◆ THE PROBLEM
Exactly as written, write out the lines below from the first to the one containing "const PuzzleIcon = ()", inclusive. Pictures do not belong in the copy.

◆ GIVEN DATA
========================================================================
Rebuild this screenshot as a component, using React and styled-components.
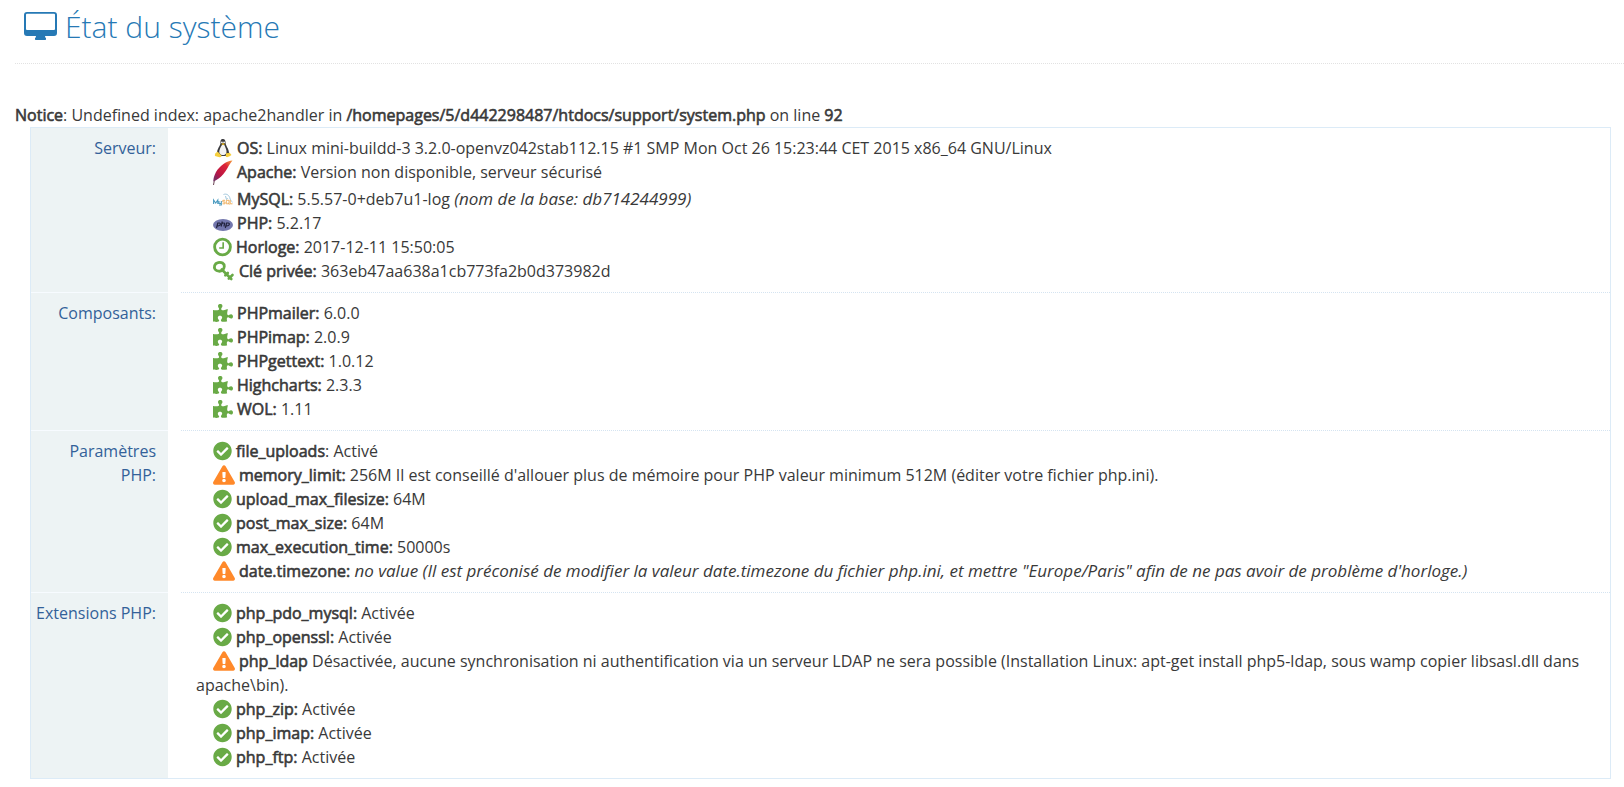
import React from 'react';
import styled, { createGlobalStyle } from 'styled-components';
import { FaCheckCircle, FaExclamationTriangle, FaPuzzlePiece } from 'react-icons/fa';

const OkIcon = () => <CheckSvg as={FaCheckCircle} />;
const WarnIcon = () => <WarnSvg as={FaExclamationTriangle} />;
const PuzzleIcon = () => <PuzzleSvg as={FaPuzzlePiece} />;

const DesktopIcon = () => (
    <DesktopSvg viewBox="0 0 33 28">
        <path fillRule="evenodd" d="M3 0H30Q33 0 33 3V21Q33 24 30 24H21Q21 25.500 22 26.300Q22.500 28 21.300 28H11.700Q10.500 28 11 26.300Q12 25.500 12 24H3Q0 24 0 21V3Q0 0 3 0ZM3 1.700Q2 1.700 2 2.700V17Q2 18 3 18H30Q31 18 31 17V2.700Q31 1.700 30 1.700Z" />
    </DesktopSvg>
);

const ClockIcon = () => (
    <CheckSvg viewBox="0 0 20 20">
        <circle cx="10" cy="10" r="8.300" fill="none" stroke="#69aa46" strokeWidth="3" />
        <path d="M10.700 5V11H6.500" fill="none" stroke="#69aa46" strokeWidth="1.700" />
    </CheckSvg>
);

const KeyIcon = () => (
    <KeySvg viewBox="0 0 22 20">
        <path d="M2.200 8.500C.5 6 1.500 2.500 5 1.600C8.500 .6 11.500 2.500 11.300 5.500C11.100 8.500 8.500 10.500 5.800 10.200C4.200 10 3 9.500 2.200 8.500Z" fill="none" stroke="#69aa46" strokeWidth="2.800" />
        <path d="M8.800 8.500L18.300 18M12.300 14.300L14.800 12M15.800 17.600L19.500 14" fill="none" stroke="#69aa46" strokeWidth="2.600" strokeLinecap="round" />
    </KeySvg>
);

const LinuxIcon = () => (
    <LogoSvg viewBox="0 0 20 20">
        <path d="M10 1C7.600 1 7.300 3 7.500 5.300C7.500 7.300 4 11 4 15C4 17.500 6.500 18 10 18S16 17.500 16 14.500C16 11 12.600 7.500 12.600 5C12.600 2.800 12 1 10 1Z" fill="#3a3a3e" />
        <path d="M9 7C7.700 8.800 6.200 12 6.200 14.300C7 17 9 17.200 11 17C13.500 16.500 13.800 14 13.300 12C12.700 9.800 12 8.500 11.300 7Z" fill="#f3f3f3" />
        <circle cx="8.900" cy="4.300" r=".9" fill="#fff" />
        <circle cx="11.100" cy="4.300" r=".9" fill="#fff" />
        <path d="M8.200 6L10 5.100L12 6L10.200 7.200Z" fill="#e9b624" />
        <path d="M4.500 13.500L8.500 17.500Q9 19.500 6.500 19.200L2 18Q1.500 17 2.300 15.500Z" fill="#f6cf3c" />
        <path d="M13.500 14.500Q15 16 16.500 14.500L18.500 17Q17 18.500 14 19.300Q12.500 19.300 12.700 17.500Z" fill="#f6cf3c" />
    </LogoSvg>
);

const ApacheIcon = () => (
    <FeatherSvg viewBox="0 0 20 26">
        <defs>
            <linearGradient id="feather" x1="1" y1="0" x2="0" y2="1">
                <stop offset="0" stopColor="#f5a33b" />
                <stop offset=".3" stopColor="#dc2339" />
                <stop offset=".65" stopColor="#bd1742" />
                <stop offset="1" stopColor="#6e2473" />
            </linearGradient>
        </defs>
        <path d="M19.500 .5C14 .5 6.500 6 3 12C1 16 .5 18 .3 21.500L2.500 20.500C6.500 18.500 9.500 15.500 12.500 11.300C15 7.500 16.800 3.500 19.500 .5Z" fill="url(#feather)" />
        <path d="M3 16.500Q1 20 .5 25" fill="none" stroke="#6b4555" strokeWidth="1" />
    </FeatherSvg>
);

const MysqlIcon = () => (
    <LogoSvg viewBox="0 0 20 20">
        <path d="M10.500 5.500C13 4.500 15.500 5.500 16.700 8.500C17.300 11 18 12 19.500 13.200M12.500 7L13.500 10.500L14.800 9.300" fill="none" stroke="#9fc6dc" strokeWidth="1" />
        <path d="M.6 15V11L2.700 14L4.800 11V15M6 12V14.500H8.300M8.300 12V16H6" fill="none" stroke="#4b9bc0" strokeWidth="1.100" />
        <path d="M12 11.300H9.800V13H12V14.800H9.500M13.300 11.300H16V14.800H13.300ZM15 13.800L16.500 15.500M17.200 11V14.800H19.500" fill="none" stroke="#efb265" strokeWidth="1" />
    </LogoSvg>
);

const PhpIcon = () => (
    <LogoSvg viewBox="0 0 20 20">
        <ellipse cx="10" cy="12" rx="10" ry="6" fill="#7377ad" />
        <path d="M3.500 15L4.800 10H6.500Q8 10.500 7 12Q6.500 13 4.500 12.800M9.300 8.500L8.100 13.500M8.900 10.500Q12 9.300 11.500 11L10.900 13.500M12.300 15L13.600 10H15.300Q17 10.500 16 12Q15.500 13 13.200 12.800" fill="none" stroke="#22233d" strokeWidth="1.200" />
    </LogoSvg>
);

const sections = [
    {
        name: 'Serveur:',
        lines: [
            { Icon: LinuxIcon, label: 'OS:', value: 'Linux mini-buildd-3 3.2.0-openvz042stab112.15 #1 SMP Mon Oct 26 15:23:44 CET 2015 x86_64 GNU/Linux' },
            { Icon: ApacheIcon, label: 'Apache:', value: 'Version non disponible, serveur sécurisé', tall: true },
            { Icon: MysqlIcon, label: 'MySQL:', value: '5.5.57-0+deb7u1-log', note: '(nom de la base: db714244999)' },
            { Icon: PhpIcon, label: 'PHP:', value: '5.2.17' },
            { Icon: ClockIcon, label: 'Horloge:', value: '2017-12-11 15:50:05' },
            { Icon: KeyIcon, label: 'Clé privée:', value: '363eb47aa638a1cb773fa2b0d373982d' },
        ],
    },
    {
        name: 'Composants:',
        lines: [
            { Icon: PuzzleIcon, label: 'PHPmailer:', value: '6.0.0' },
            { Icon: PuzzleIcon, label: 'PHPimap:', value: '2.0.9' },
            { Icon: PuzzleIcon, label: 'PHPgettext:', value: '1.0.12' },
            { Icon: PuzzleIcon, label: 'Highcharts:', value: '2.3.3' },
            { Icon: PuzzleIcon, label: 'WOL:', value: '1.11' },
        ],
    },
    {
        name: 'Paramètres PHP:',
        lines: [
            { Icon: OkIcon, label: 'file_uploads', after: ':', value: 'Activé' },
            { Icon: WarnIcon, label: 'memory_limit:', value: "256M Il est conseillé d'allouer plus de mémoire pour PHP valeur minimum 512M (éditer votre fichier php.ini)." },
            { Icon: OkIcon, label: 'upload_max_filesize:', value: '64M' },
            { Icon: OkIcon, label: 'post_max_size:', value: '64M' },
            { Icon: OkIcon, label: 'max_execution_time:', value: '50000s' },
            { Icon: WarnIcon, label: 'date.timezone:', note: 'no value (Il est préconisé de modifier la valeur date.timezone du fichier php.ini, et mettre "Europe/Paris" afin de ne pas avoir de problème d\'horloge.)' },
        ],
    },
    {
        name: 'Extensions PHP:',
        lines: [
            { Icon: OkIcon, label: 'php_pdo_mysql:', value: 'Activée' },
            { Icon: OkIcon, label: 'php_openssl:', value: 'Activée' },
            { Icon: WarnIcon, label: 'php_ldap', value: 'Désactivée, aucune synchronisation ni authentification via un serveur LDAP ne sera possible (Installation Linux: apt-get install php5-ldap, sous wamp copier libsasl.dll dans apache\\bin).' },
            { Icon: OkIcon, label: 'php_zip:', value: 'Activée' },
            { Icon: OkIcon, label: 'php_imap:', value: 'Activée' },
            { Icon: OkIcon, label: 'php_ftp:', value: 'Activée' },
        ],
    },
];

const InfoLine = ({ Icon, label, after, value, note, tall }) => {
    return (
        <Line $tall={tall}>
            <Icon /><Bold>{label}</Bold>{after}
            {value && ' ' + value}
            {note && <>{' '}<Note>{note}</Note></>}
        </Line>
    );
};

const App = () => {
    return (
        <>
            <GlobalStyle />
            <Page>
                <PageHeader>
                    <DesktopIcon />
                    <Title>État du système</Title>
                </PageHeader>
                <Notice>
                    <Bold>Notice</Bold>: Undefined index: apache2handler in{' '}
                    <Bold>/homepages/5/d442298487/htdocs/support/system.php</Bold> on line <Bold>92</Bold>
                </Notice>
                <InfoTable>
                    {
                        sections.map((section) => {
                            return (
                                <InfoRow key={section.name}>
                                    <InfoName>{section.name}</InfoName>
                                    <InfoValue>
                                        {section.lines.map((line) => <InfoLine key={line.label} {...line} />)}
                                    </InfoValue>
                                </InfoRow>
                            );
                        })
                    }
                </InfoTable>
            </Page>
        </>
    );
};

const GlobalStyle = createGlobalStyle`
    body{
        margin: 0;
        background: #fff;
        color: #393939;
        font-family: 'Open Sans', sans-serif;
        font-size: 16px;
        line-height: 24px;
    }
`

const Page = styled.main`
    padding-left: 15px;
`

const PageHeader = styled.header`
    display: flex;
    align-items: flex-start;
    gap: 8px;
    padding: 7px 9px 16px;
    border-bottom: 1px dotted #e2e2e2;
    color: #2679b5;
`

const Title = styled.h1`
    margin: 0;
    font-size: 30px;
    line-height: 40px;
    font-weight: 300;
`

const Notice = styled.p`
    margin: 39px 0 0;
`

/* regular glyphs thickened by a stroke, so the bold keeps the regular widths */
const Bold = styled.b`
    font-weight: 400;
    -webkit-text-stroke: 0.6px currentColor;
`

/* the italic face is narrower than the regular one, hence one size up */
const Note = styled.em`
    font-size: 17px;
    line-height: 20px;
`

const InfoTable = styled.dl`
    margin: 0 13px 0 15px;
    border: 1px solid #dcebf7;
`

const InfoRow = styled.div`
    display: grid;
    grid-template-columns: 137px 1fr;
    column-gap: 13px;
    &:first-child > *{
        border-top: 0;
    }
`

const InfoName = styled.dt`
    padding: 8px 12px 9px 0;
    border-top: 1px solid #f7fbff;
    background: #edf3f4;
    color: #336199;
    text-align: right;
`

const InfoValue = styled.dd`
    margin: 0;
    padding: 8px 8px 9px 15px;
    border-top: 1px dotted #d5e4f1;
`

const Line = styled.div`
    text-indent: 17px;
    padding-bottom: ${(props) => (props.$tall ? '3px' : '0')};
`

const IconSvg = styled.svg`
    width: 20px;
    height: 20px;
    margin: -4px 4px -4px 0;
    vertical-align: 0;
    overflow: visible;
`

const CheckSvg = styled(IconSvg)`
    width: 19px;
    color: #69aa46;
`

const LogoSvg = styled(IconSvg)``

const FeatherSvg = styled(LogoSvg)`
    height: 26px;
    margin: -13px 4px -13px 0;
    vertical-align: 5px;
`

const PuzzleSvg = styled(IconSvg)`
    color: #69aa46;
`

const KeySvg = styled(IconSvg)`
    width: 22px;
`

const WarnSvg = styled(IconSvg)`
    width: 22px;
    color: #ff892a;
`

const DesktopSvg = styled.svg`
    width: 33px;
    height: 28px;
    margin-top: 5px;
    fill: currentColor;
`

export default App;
========================================================================
◆ TASK SOLUTION
Rebuild this screenshot as a component, using React and styled-components.
import React from 'react';
import styled, { createGlobalStyle } from 'styled-components';
import { FaCheckCircle, FaExclamationTriangle, FaPuzzlePiece } from 'react-icons/fa';

const OkIcon = () => <CheckSvg as={FaCheckCircle} />;
const WarnIcon = () => <WarnSvg as={FaExclamationTriangle} />;
const PuzzleIcon = () => <PuzzleSvg as={FaPuzzlePiece} />;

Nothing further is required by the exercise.